The Sepulture of the Kannada scholar Basappa Shastry lies in ruins
It is a matter of pride that the princely State of Mysore during the reign of Sri Chamarajendra Wadiyar Bahadur had adopted a state anthem, 'Nadageethe', that is even today offered as a prayer in some temples. But many may not be aware that this famous hymn beginning with the lines, "Kaayow Sri Gowri Karunalaharee...." praising Goddess Gowri was composed by a great palace scholar and litterateur named Vidwan Basappa Shastry (1843-1891).
So impressed was the King that he himself composed the music taking the help of Band Master Bartlus and court musician, the famous Veena exponent, Sheshanna. This Nadageethe would one day become an integral part of the daily prayers for the Kannadigas, so much so, that even school children sang it daily in the morning before the beginning of their classes.
Earlier on every occasion when the King visited a public function the song was sung to the accompaniment of musical instruments just as the King entered the venue and once again when he left. In those days one stanza of the song was being sung at every public function.Only after singing this, two lines of the British national anthem was sung.
Basappa Shastry, a great scholar in both Kannada and Sanskrit, was bestowed with the title 'Abhinava Kalidasa'. When he was 18 years old he composed 'Krishnarajabhyudaya' in praise of the then ruler of Mysore Sri Krishnaraja Wadiyar and later became a tutor for Chamaraja Wadiyar. He later became the court scholar and Chief Priest (Rajapurohit) of Mysore Palace. In all he wrote 28 scholarly works of which 11 were translated and the remaining 17 were independent works of his own ( 5 in Kannada and 12 in Sanskrit).

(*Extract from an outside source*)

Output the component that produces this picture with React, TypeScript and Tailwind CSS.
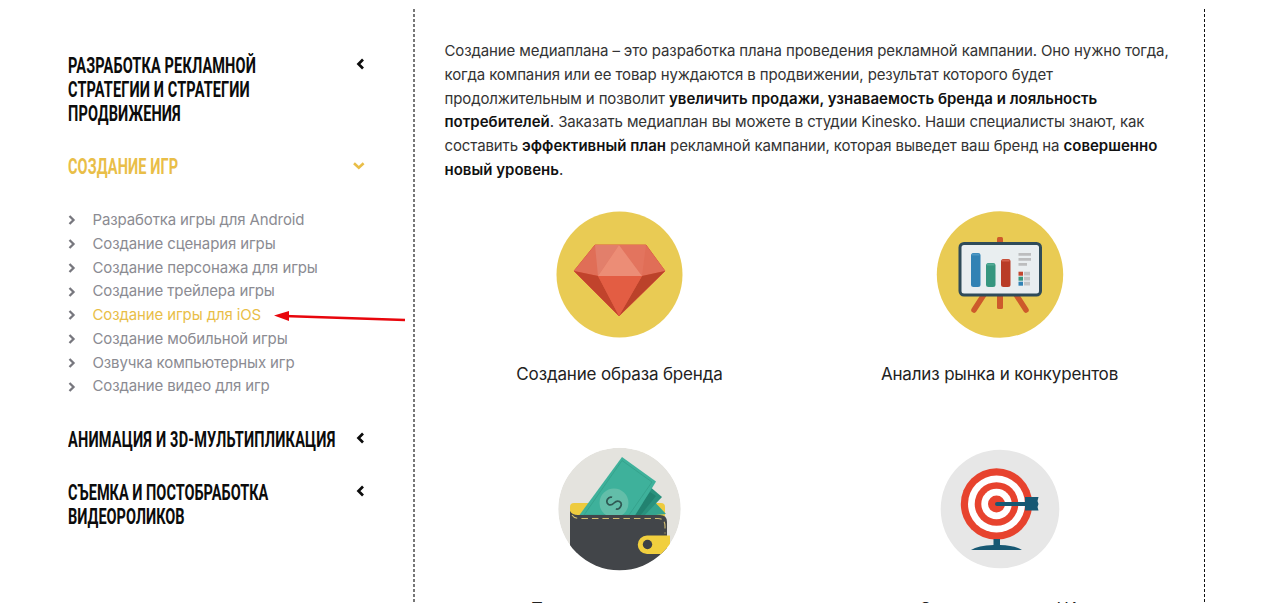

But it is extremely unfortunate that his entombment place is today lying in a dilapidated condition, with weeds growing all over the place in main road of Mysore-Bangalore Road, next to LIC office in Bannimantap.
The cement pillars blocks have been fallen, with his name painted 'Sri Abhinava Kalidasa Basavappa Shastrigala Smaraka Bhavana' on one of the cement slabs is all that remains as a mute testimony of this once great scholar.
His grave has become a meeting place for gamblers and dunkards who frequent it everyday. The place needs to be cleaned, covered with green lawn along with a stone tablet inscribed with the famous devotional hymn that was once sung as a State Anthem. The civic authorities should clean this place and make it a beautiful monument as a remembrance for our future generations and save our heritage.
Speaking to Express Resident of Bannimantap Hema said that `corporations is planning to protect historical monuments but has failed to protest the great scholar memory. At least the officials should come and clean this place once in 15 days.